Input your search keywords and press Enter.

Saudi Anti-Corruption Authority Issues Judicial Rulings in Seven Cases

Saudi Arabia’s Oversight and Anti-Corruption Authority has initiated seven criminal cases and issued judicial rulings on seven existing cases, the Saudi Press Agency reported on Monday January 18, 2021.

The new cases involve dozens of government, ministerial and municipal employees, members of university faculties, as well as citizens and residents. They face a variety of corruption charges, including exploitation, bribery, fraud, nepotism and accepting millions of riyals in cash payments, gifts or travel.

In one case, a former appeal judge was arrested over allegations he received a luxury vehicle in exchange for issuing an irregular ruling and revoking three other rulings, resulting in the release of the accused.

Another investigation, carried out in cooperation with the Saudi Central Bank, resulted in the arrest of a bank employee who allegedly received SR129,800 ($35,000) from citizens in exchange for filing funding requests using incorrect documents.

In a third case a woman was arrested for trying to bribe staff at a hospital to supply dozens of growth hormone injections that are not for sale to the public. The investigation, in cooperation with the Ministry of Defense, led to the arrest of several other people involved in plots to obtain medical supplies that are not on general sale.

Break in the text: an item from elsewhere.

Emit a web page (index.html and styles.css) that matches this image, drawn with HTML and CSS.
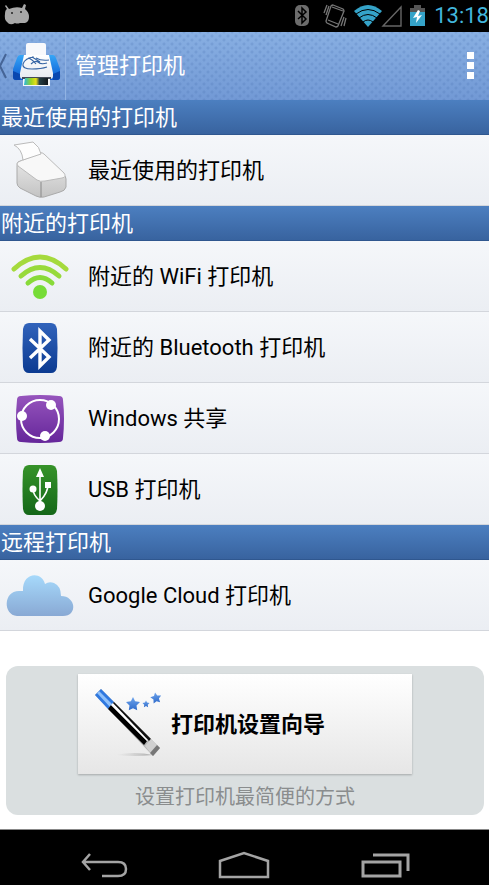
FILE: index.html
```html
<!DOCTYPE html>
<html lang="zh-CN">
<head>
    <meta charset="UTF-8">
    <meta name="viewport" content="width=device-width, initial-scale=1.0">
    <title>管理打印机</title>
    <link rel="stylesheet" href="styles.css">
</head>
<body>
    <div class="status-bar">
        <svg width="26" height="22" viewBox="0 0 26 22">
            <path d="M2 0l3 4q7-3 13-1l2-4 2 1-1 4q4 3 4 8 0 5-4 6h-5q-3 1-5 0-5 3-8-1-3-3-2-8 0-4 2-5L1 1z" fill="#a8a8a8"/>
            <circle cx="8" cy="8" r="1" fill="#222"/>
            <circle cx="17" cy="7" r="1" fill="#222"/>
        </svg>
        <div class="status-icons">
            <svg width="16" height="24" viewBox="0 0 16 24">
                <rect x="1" y="1" width="14" height="21" rx="5" fill="#6c6c6c"/>
                <path d="M4 7l8 8-4 4V4l4 4-8 7" fill="none" stroke="#000" stroke-width="1.5"/>
            </svg>
            <svg class="vibrate" width="22" height="24" viewBox="0 0 22 24">
                <g fill="none" stroke="#777" stroke-width="1.3">
                    <path d="M9 1l10 4q1 1 1 2l-6 15q-1 1-2 1l-9-4q-1-1-1-2L7 2q1-1 2-1zM4 16l10 4M8 3l11 4"/>
                    <path d="M3 1L0 9M5 2L2 11M20 13l-3 9M22 14l-2 8"/>
                </g>
            </svg>
            <svg class="wifi-small" width="28" height="24" viewBox="0 0 28 24">
                <path d="M0 7Q14-5 28 7L14 23z" fill="#35a3c8"/>
                <path d="M2 10q12-9 24 0M5 14q9-7 18 0M9 18q5-4 10 0" fill="none" stroke="#000" stroke-width="1"/>
            </svg>
            <svg width="20" height="24" viewBox="0 0 20 24">
                <path d="M1 22L19 3v19z" fill="none" stroke="#666" stroke-width="1.4"/>
            </svg>
            <svg class="battery" width="15" height="24" viewBox="0 0 15 24">
                <path d="M0 4h4V1h7v3h4v5H0z" fill="#555"/>
                <path d="M0 8h15v14H0z" fill="#35a3c8"/>
                <path d="M8 6l-5 8 4-1-1 6 6-8-4 1 2-5z" fill="#fff"/>
            </svg>
            <span class="clock">13:18</span>
        </div>
    </div>

    <header class="action-bar">
        <button class="up-btn" aria-label="返回">
            <svg width="62" height="46" viewBox="0 0 62 46">
                <defs>
                    <linearGradient id="printerBlue" x2="0" y2="1">
                        <stop offset="0" stop-color="#35a6f7"/>
                        <stop offset="1" stop-color="#0a58d2"/>
                    </linearGradient>
                    <linearGradient id="paperWhite" x2="0" y2="1">
                        <stop offset="0" stop-color="#fff"/>
                        <stop offset="1" stop-color="#e6e9ef"/>
                    </linearGradient>
                    <linearGradient id="inkColors">
                        <stop offset="0" stop-color="#28b8df"/>
                        <stop offset=".3" stop-color="#9bd420"/>
                        <stop offset=".5" stop-color="#e9de1b"/>
                        <stop offset=".65" stop-color="#243c44"/>
                        <stop offset="1" stop-color="#12171c"/>
                    </linearGradient>
                </defs>
                <path d="M6 11L0 23l6 12" fill="none" stroke="#456496" stroke-width="2"/>
                <path d="M20 12h33q2 0 3 3l4 11v8q0 3-3 3H16q-3 0-3-3v-8l4-11q1-3 3-3z" fill="url(#printerBlue)"/>
                <path d="M13 28l7 3v6h-4q-3 0-3-3zM60 28l-7 3v6h4q3 0 3-3z" fill="#0847b0"/>
                <path d="M26 2q0-2 2-2h16q2 0 2 2v10H26z" fill="#f8f9fc"/>
                <path d="M24 12h25l4 18v3q0 3-3 3H23q-3 0-3-3v-3z" fill="url(#paperWhite)"/>
                <path d="M34 14q-9 1-11 7-1 5 9 5 9 0 15-2M28 15q4 1 8 6M32 14q5 3 8 5M36 15q5 3 13 2M31 21q4-4 7-2 3 3 9 1" fill="none" stroke="#3564a4" stroke-width="1.1"/>
                <path d="M22 34h29v2H22z" fill="#454b58"/>
                <path d="M23 36h27v7H23z" fill="#f6f7f9"/>
                <path d="M25 35h23v7H24z" fill="url(#inkColors)"/>
            </svg>
        </button>
        <h1>管理打印机</h1>
        <button class="menu-btn" aria-label="更多">
            <svg width="8" height="28" viewBox="0 0 8 28">
                <path d="M0 0h7v7H0zM0 10h7v7H0zM0 20h7v7H0z" fill="#fff"/>
            </svg>
        </button>
    </header>

    <main>
        <section>
            <h2>最近使用的打印机</h2>
            <ul class="printer-list">
                <li>
                    <a href="#recent">
                        <span class="icon">
                            <svg width="54" height="58" viewBox="0 0 54 58">
                                <defs>
                                    <linearGradient id="boxGray" x2="0" y2="1">
                                        <stop offset="0" stop-color="#eee"/>
                                        <stop offset="1" stop-color="#c3c3c3"/>
                                    </linearGradient>
                                </defs>
                                <path d="M5 20l23-9 22 21q3 2 3 5v8q-1 4-6 5l-16 5q-4 1-8-1L7 46q-3-2-3-5V24q0-3 1-4z" fill="url(#boxGray)" stroke="#aaa" stroke-width="1"/>
                                <path d="M5 20l22-9q2-1 4 1l20 19q3 4-2 5l-17 3q-5 1-8-1L5 24q-2-2 0-4z" fill="#f8f8f8" stroke="#bbb" stroke-width="1"/>
                                <path d="M28 40v15" stroke="#888"/>
                                <path d="M10 18Q9 7 1 3l19-3q7 5 8 12z" fill="#fdfdfd" stroke="#bbb" stroke-width="1"/>
                            </svg>
                        </span>
                        最近使用的打印机
                    </a>
                </li>
            </ul>
        </section>

        <section>
            <h2>附近的打印机</h2>
            <ul class="printer-list">
                <li>
                    <a href="#wifi">
                        <span class="icon">
                            <svg width="58" height="46" viewBox="0 0 58 46">
                                <g fill="none" stroke-width="5" stroke-linecap="round">
                                    <path d="M3 15Q29-9 55 15" stroke="#a5da3d"/>
                                    <path d="M10 22q19-17 38 0" stroke="#98da3b"/>
                                    <path d="M17 29q12-11 24 0" stroke="#88da39"/>
                                </g>
                                <circle cx="29" cy="38" r="7" fill="#76dc37"/>
                            </svg>
                        </span>
                        附近的 WiFi 打印机
                    </a>
                </li>
                <li>
                    <a href="#bluetooth">
                        <span class="icon">
                            <svg width="36" height="52" viewBox="0 0 36 52">
                                <defs>
                                    <linearGradient id="tileBlue" x2="0" y2="1">
                                        <stop offset="0" stop-color="#3163bb"/>
                                        <stop offset="1" stop-color="#0b3a91"/>
                                    </linearGradient>
                                </defs>
                                <path d="M7 1h22q5 0 6 6 1 19 0 38-1 6-6 6H7q-5 0-6-6Q0 26 1 7q1-6 6-6z" fill="url(#tileBlue)"/>
                                <path d="M8 17l19 18-9 9V9l9 9L8 36" fill="none" stroke="#fff" stroke-width="3.4"/>
                            </svg>
                        </span>
                        附近的 Bluetooth 打印机
                    </a>
                </li>
                <li>
                    <a href="#windows">
                        <span class="icon">
                            <svg width="48" height="48" viewBox="0 0 48 48">
                                <defs>
                                    <linearGradient id="tilePurple" x2="0" y2="1">
                                        <stop offset="0" stop-color="#9655bd"/>
                                        <stop offset="1" stop-color="#65269a"/>
                                    </linearGradient>
                                </defs>
                                <path d="M5 1q19-2 38 0 4 0 4 4 2 19 0 38 0 4-4 4-19 2-38 0-4 0-4-4-2-19 0-38 0-4 4-4z" fill="url(#tilePurple)"/>
                                <circle cx="24" cy="24" r="19" fill="none" stroke="#fff" stroke-width="2"/>
                                <circle cx="35" cy="10" r="5" fill="#fff"/>
                                <circle cx="6" cy="21" r="5" fill="#fff"/>
                                <circle cx="29" cy="41" r="5" fill="#fff"/>
                            </svg>
                        </span>
                        Windows 共享
                    </a>
                </li>
                <li>
                    <a href="#usb">
                        <span class="icon">
                            <svg width="36" height="52" viewBox="0 0 36 52">
                                <defs>
                                    <linearGradient id="tileGreen" x2="0" y2="1">
                                        <stop offset="0" stop-color="#369329"/>
                                        <stop offset="1" stop-color="#146718"/>
                                    </linearGradient>
                                </defs>
                                <path d="M7 1h22q5 0 6 6 1 19 0 38-1 6-6 6H7q-5 0-6-6Q0 26 1 7q1-6 6-6z" fill="url(#tileGreen)"/>
                                <path d="M18 9v33M11 25q0 6 7 12M26 20q0 9-8 17" fill="none" stroke="#fff" stroke-width="1.6"/>
                                <path d="M18 4l4 9h-8zM23 18h6v6h-6z" fill="#fff"/>
                                <circle cx="11" cy="25" r="3.5" fill="#fff"/>
                                <circle cx="18" cy="42" r="5" fill="#fff"/>
                            </svg>
                        </span>
                        USB 打印机
                    </a>
                </li>
            </ul>
        </section>

        <section>
            <h2>远程打印机</h2>
            <ul class="printer-list">
                <li>
                    <a href="#cloud">
                        <span class="icon">
                            <svg width="68" height="42" viewBox="0 0 68 42">
                                <defs>
                                    <linearGradient id="cloudBlue" x2="0" y2="1">
                                        <stop offset="0" stop-color="#a6d9fb"/>
                                        <stop offset="1" stop-color="#89a9d4"/>
                                    </linearGradient>
                                </defs>
                                <path d="M11 41C-3 40-3 16 13 16h4C16-3 36-4 39 9q4-3 9-1 7 3 7 13c15 0 17 20 2 20z" fill="url(#cloudBlue)"/>
                            </svg>
                        </span>
                        Google Cloud 打印机
                    </a>
                </li>
            </ul>
        </section>

        <div class="wizard">
            <button class="wizard-btn">
                <svg width="70" height="70" viewBox="0 0 70 70">
                    <defs>
                        <linearGradient id="starBlue" x2="0" y2="1">
                            <stop offset="0" stop-color="#6fa5ec"/>
                            <stop offset="1" stop-color="#2f6bcb"/>
                        </linearGradient>
                        <linearGradient id="shadowGray">
                            <stop offset="0" stop-color="#ccc" stop-opacity="0"/>
                            <stop offset="1" stop-color="#aaa"/>
                        </linearGradient>
                        <path id="star" d="M0-10l3 6 7 1-5 5 1 7-6-3-6 3 1-7-5-5 7-1z"/>
                    </defs>
                    <path d="M22 66q20-4 38 0-18 2-38 0z" fill="url(#shadowGray)"/>
                    <path d="M2 6l6-6 59 59-7 8z" fill="#b4b4b4"/>
                    <path d="M2 6l6-6 13 13-6 7z" fill="#2f78e0"/>
                    <path d="M4 4l2-2 13 13-2 3z" fill="#8fc0fa"/>
                    <path d="M15 20l3-4 36 36-3 4z" fill="#000"/>
                    <path d="M18 16l2-2 36 36-2 2z" fill="#fff"/>
                    <path d="M20 14l1-1 37 37-2 2z" fill="#111"/>
                    <path d="M52 57l6-7 9 9-7 8z" fill="#d0d0d0"/>
                    <path d="M57 64l7-8 3 3-7 8z" fill="#777"/>
                    <g fill="url(#starBlue)">
                        <use href="#star" transform="translate(40 15) scale(.7)"/>
                        <use href="#star" transform="translate(53 15) scale(.35)"/>
                        <use href="#star" transform="translate(63 9) rotate(-10) scale(.55)"/>
                    </g>
                </svg>
                <span>打印机设置向导</span>
            </button>
            <p>设置打印机最简便的方式</p>
        </div>
    </main>

    <nav class="nav-bar">
        <button aria-label="返回">
            <svg width="48" height="28" viewBox="0 0 48 28">
                <path d="M10 2L3 10l7 8M3 10h35q8 0 8 7t-8 7H22" fill="none" stroke="#a4a4a4" stroke-width="2.5"/>
            </svg>
        </button>
        <button aria-label="主屏幕">
            <svg width="52" height="28" viewBox="0 0 52 28">
                <path d="M2 25V9l24-8 24 8v16z" fill="none" stroke="#a4a4a4" stroke-width="2.5"/>
            </svg>
        </button>
        <button aria-label="最近任务">
            <svg width="50" height="28" viewBox="0 0 50 28">
                <path d="M3 10h37v14H3zM13 3h35v16" fill="none" stroke="#a4a4a4" stroke-width="3"/>
            </svg>
        </button>
    </nav>
</body>
</html>
```

FILE: styles.css
```css
* {
    box-sizing: border-box;
}
body {
    margin: 0;
    min-height: 100vh;
    display: flex;
    flex-direction: column;
    background-color: #fff;
    font-family: Roboto, "Noto Sans CJK SC", sans-serif;
    font-size: 22px;
    line-height: 32px;
    color: #000;
}
button {
    border: none;
    padding: 0;
    background: none;
    font: inherit;
    color: inherit;
    cursor: pointer;
}
svg {
    display: block;
    flex-shrink: 0;
    overflow: visible;
}
/* 状态栏 */
.status-bar {
    display: flex;
    align-items: center;
    justify-content: space-between;
    height: 32px;
    padding-left: 4px;
    background-color: #000;
}
.status-icons {
    display: flex;
    align-items: center;
}
.vibrate {
    margin-left: 14px;
}
.wifi-small {
    margin-left: 8px;
}
.battery {
    margin: 0 9px 0 8px;
}
.clock {
    color: #42b6dc;
}
/* 标题栏 */
.action-bar {
    display: flex;
    align-items: center;
    height: 68px;
    background-color: #779fd8;
    background-image:
        radial-gradient(circle, rgba(65, 105, 170, 0.2) 1px, transparent 2px),
        radial-gradient(circle, rgba(65, 105, 170, 0.2) 1px, transparent 2px),
        linear-gradient(#88afe2, #7299d5);
    background-size: 8px 8px, 8px 8px, 100% 100%;
    background-position: 0 0, 4px 4px, 0 0;
}
.up-btn {
    display: flex;
    align-items: center;
    width: 66px;
    height: 100%;
    border-right: 1px solid #91b3e3;
}
h1 {
    flex-grow: 1;
    margin: 0;
    padding-left: 9px;
    font-size: 22px;
    font-weight: normal;
    color: #fff;
}
.menu-btn {
    padding: 8px 14px;
}
/* 打印机列表 */
h2 {
    margin: 0;
    height: 35px;
    padding-left: 1px;
    border-bottom: 1px solid #2f578f;
    background: linear-gradient(#4c7fc0, #38639f);
    font-size: 22px;
    line-height: 35px;
    font-weight: normal;
    color: #fff;
}
.printer-list {
    margin: 0;
    padding: 0;
    list-style: none;
}
.printer-list a {
    display: flex;
    align-items: center;
    height: 71px;
    padding-top: 2px;
    border-bottom: 1px solid #d3d6dc;
    background: linear-gradient(#f5f7fa, #ebeef3);
    color: #000;
    text-decoration: none;
}
.icon {
    display: flex;
    justify-content: center;
    width: 80px;
    margin-right: 8px;
}
/* 设置向导 */
.wizard {
    display: flex;
    flex-direction: column;
    align-items: center;
    margin: 35px 5px 14px 6px;
    padding: 8px 8px 4px;
    border-radius: 12px;
    background-color: #dadfe0;
}
.wizard-btn {
    display: flex;
    align-items: center;
    gap: 8px;
    width: 334px;
    max-width: 100%;
    height: 100px;
    padding: 0 15px;
    background: linear-gradient(#fff, #e6e6e6);
    box-shadow: 0 1px 2px rgba(0, 0, 0, 0.25);
    font-weight: bold;
}
.wizard-btn span {
    padding-top: 2px;
}
.wizard p {
    margin: 9px 0 0;
    font-size: 20px;
    line-height: 28px;
    color: #8a8d8e;
}
/* 底部导航 */
.nav-bar {
    display: flex;
    align-items: center;
    justify-content: center;
    gap: 90px;
    flex-grow: 1;
    padding-top: 16px;
    border-top: 1px solid #888;
    background-color: #000;
}
```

Regarding the judicial rulings, the authority said a number of individuals had been convicted and sentenced. They include a Ministry of Defense employee and a retired officer who were sentenced to five years and three years in prison, respectively, for embezzling public funds. They were also fined and ordered to repay the money to the state.

Several employees from the Ministry of Housing were found guilty of bribery and money laundering and will get prison terms ranging from two to 10 years. The money and real estate they accumulated from their crimes were confiscated.

A number of employees at the ministries of interior, health, and municipal and rural affairs were convicted of administrative misuse, bribery, and abuse of public office. They were sentenced to between one and 15 years in prison and forced to pay maximum fines.

“Rulings were also issued against a number of state employees in a number of government sectors who have been proven to have side businesses while at work, in violation of the regulations that prohibit this,” the authority said.

It added that efforts will continue “to pursue anyone who exploits public office to achieve personal gain or harm the public interest, in any way possible.”

It said it will continue to investigate historical cases that come to light, even if the accused no longer works for the organization involved, adding: “Accountability extends far beyond the individual’s retirement, as the crimes of financial and administrative corruption have no statute of limitations and the law rules against violators with zero tolerance.”

The authority said it appreciates the efforts of government entities to crack down on financial and administrative corruption, and develop policies and procedures that target such crimes. It commended them and the media for their cooperation and efforts to fight corruption and promote integrity and transparency. It also praised citizens and residents for reporting incidents and practices involving financial or administrative corruption that could undermine the government.